The regular audience goer will believe (coming into the theater) that Susan should become a rescue swimmer ONLY if she can be a good one. Her sex and the color of her skin should not enter into her success of failure, although you can show her struggling with her black-female identity. Just keep it a subplot. This is where Martin Luther King's call for judgment to be made on character not on skin color comes in. If you make gender or race an issue then you suggest that Susan should become a rescue swimmer BECAUSE she is female and black. If you make Susan female and black but don't make a big deal about it, then you reinforce the idea that gender and race are not the issue—character qualities counts. This was part of the success of THE KARATE KID I worked on with Will and Jaden Smith. While Jaden is black, the story was not about his blackness, but about the cultural issues between American and Chinese. Overbrook did the same thing with last year's ANNIE. Both were successful and appealed to broad audiences because race was not an explicit issue in the promotion or the plot...yet it was there.  A gender example would be KILL BILL where Uma Thurman's sex is an implicit not an explicitly issue, and it attracted a male audience.

Now, since Susan's story is a true story, and being female and black WERE issues for her, you will want to still deal with them. Just remember the more you bring them to the forefront of your story, the more you limit your audience to just black females, which would be about 9% of your potential audience.  If you don't made a big deal about then you garner a larger audience who will see black females as fully capable and you'll win their respect from a faithful portrayal of a rescue swimmer's difficulty of rising to that level.

LOG LINE DIFFICULTIES & SOLUTIONS

If you want to make all four elements a significant part of your story then you'll have a log line that reads like this:
After defying incredible odds to become the first African-American, female, rescue swimmer for the U.S. Coast Guard, Susan Carville is asked to embark on a mission that will require her to choose who will live and who will die among the crew of a sinking ship who are a mix of men and women, whites and blacks. 
This log line is fraught with racial, class, and gender overtones and what becomes lost in such political messages is the remarkable universal nature of anyone becoming a rescue swimmer in order to save another's life. The audience is narrowed and the message debatable.

But if the log line is:
After defying incredible odds to become a rescue swimmer for the U.S. Coast Guard, the newly certified swimmer is sent on a death-defying mission where the swimmer must decide who will live and who will die.
Then the log line has universal appeal. And when the trailers and poster comes out and we discover the swimmer is a black woman, the appeal for the story will skyrocket. People don't like to be preached at about any political issue, but they subliminally understand the gender and racial undertones.

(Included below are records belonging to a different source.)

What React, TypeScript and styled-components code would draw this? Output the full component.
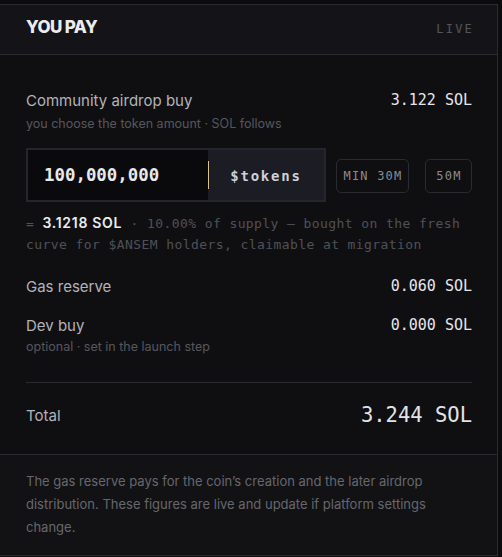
import styled, { createGlobalStyle } from "styled-components";

const GlobalStyle = createGlobalStyle`
  html, body {
    margin: 0;
    padding: 0;
    background: #0c0c0f;
  }
  body {
    font-family: Inter, "Noto Sans", sans-serif;
    -webkit-font-smoothing: antialiased;
  }
  *, *::before, *::after {
    box-sizing: border-box;
  }
`;

const MONO = `"DejaVu Sans Mono", "Liberation Mono", monospace`;

const Card = styled.section`
  width: 499px;
  height: 552px;
  margin: 4px 0 0 -1px;
  border: 1px solid #2a2a31;
  background: #0f0f12;
  display: flex;
  flex-direction: column;
`;

const Header = styled.header`
  flex: none;
  height: 50px;
  padding: 0 25px 5px 26px;
  display: flex;
  align-items: center;
  justify-content: space-between;
  background: #141418;
  border-bottom: 1px solid #2a2a31;
`;

const Title = styled.h2`
  margin: 0;
  font-size: 17px;
  font-weight: 800;
  letter-spacing: -0.6px;
  color: #ececef;
`;

const Live = styled.span`
  font-family: ${MONO};
  font-size: 12px;
  letter-spacing: 2.2px;
  color: #54555c;
  margin-right: -2px;
  margin-top: 4px;
`;

const Body = styled.div`
  flex: 1;
  padding: 35px 25px 0 26px;
  display: flex;
  flex-direction: column;
`;

const Row = styled.div<{ $gap?: number }>`
  display: flex;
  justify-content: space-between;
  align-items: center;
  margin-top: ${(p) => p.$gap ?? 0}px;
  height: 20px;
`;

const Label = styled.span`
  font-size: 15px;
  color: #b3b3b8;
`;

const Value = styled.span`
  font-family: ${MONO};
  font-size: 15px;
  color: #e6e6e9;
`;

const Sub = styled.div<{ $gap?: number }>`
  font-size: 12.5px;
  line-height: 18px;
  margin-top: ${(p) => p.$gap ?? 5}px;
  color: #56575d;
`;

const Controls = styled.div`
  display: flex;
  align-items: center;
  margin-top: 15px;
`;

const InputGroup = styled.div`
  width: 300px;
  height: 54px;
  border: 2px solid #25262d;
  display: flex;
  margin-right: 10px;
`;

const AmountInput = styled.input`
  width: 180px;
  border: none;
  outline: none;
  background: #0a0a0d;
  padding: 0 0 0 16px;
  font-family: ${MONO};
  font-weight: 700;
  font-size: 17.4px;
  color: #e9e9ec;
`;

const Suffix = styled.div`
  position: relative;
  flex: 1;
  display: flex;
  align-items: center;
  justify-content: center;
  background: #1c1d24;
  font-family: ${MONO};
  font-weight: 700;
  font-size: 14px;
  letter-spacing: 1.8px;
  color: #cfd0d6;
  padding-top: 1px;

  &::before {
    content: "";
    position: absolute;
    left: 0;
    top: 11px;
    bottom: 11px;
    width: 1px;
    background: #d9c48e;
  }
`;

const Chip = styled.button<{ $w: number }>`
  width: ${(p) => p.$w}px;
  height: 34px;
  padding: 0 0 0 1px;
  border: 1px solid #2a2b31;
  border-radius: 5px;
  background: transparent;
  font-family: ${MONO};
  font-size: 12px;
  letter-spacing: 1.2px;
  white-space: nowrap;
  color: #8a8b91;
  margin-top: 2px;
  & + & {
    margin-left: auto;
  }
`;

const Note = styled.p`
  margin: 10px 0 0;
  font-family: ${MONO};
  font-size: 13px;
  letter-spacing: 0.42px;
  line-height: 21px;
  color: #505157;

  strong {
    font-family: Inter, "Noto Sans", sans-serif;
    font-size: 14px;
    letter-spacing: 0.7px;
    color: #ececef;
    font-weight: 600;
  }
`;

const Divider = styled.hr`
  border: none;
  border-top: 1px solid #2a2a31;
  margin: 26px 0 0;
`;

const TotalRow = styled.div`
  display: flex;
  justify-content: space-between;
  align-items: center;
  height: 28px;
  margin-top: 18px;
`;

const TotalValue = styled.span`
  font-family: ${MONO};
  font-size: 20.5px;
  color: #e3e3e6;
`;

const Footer = styled.footer`
  flex: none;
  height: 101px;
  border-top: 1px solid #2a2a31;
  background: #121215;
  padding: 15px 40px 0 26px;
  font-size: 13px;
  line-height: 23px;
  color: #66676d;
`;

export default function App() {
  return (
    <>
      <GlobalStyle />
      <Card>
        <Header>
          <Title>YOU PAY</Title>
          <Live>LIVE</Live>
        </Header>
        <Body>
          <Row>
            <Label>Community airdrop buy</Label>
            <Value>3.122 SOL</Value>
          </Row>
          <Sub>you choose the token amount · SOL follows</Sub>
          <Controls>
            <InputGroup>
              <AmountInput defaultValue="100,000,000" />
              <Suffix>$tokens</Suffix>
            </InputGroup>
            <Chip $w={73}>MIN 30M</Chip>
            <Chip $w={47}>50M</Chip>
          </Controls>
          <Note>
            = <strong>3.1218 SOL</strong> · 10.00% of supply — bought on the fresh
            curve for $ANSEM holders, claimable at migration
          </Note>
          <Row $gap={21}>
            <Label>Gas reserve</Label>
            <Value>0.060 SOL</Value>
          </Row>
          <Row $gap={19}>
            <Label>Dev buy</Label>
            <Value>0.000 SOL</Value>
          </Row>
          <Sub $gap={3}>optional · set in the launch step</Sub>
          <Divider />
          <TotalRow>
            <Label>Total</Label>
            <TotalValue>3.244 SOL</TotalValue>
          </TotalRow>
        </Body>
        <Footer>
          The gas reserve pays for the coin’s creation and the later airdrop
          distribution. These figures are live and update if platform settings
          change.
        </Footer>
      </Card>
    </>
  );
}
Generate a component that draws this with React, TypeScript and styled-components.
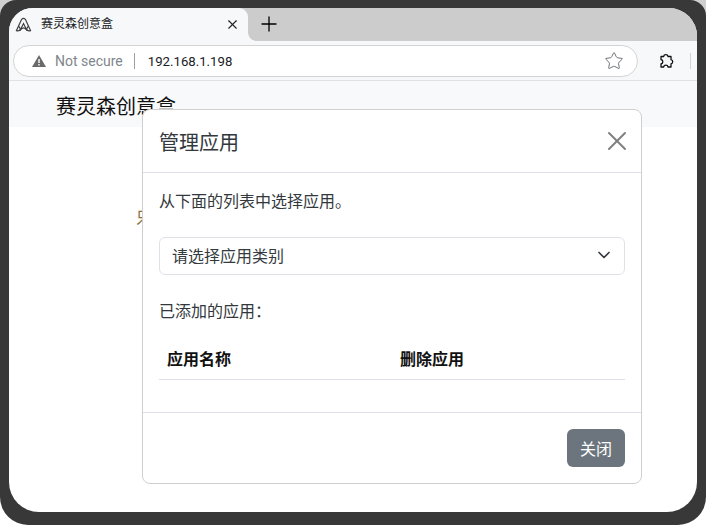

Also notice this minor point. Proper nouns are never used in a log line. Use generic descriptions to (again) keep the appeal broad.


2 comments:

  1. Thanks for distinguishing between log lines and tags. If I've got it right, log lines identify a specific physical challenge a protagonist will confront within the scope of a story while tags address the emotional elements associated therewith. Am I on track?
    Also, having the percentage breakdowns for specialized hooks vs. universal appeal was a real eye-opener.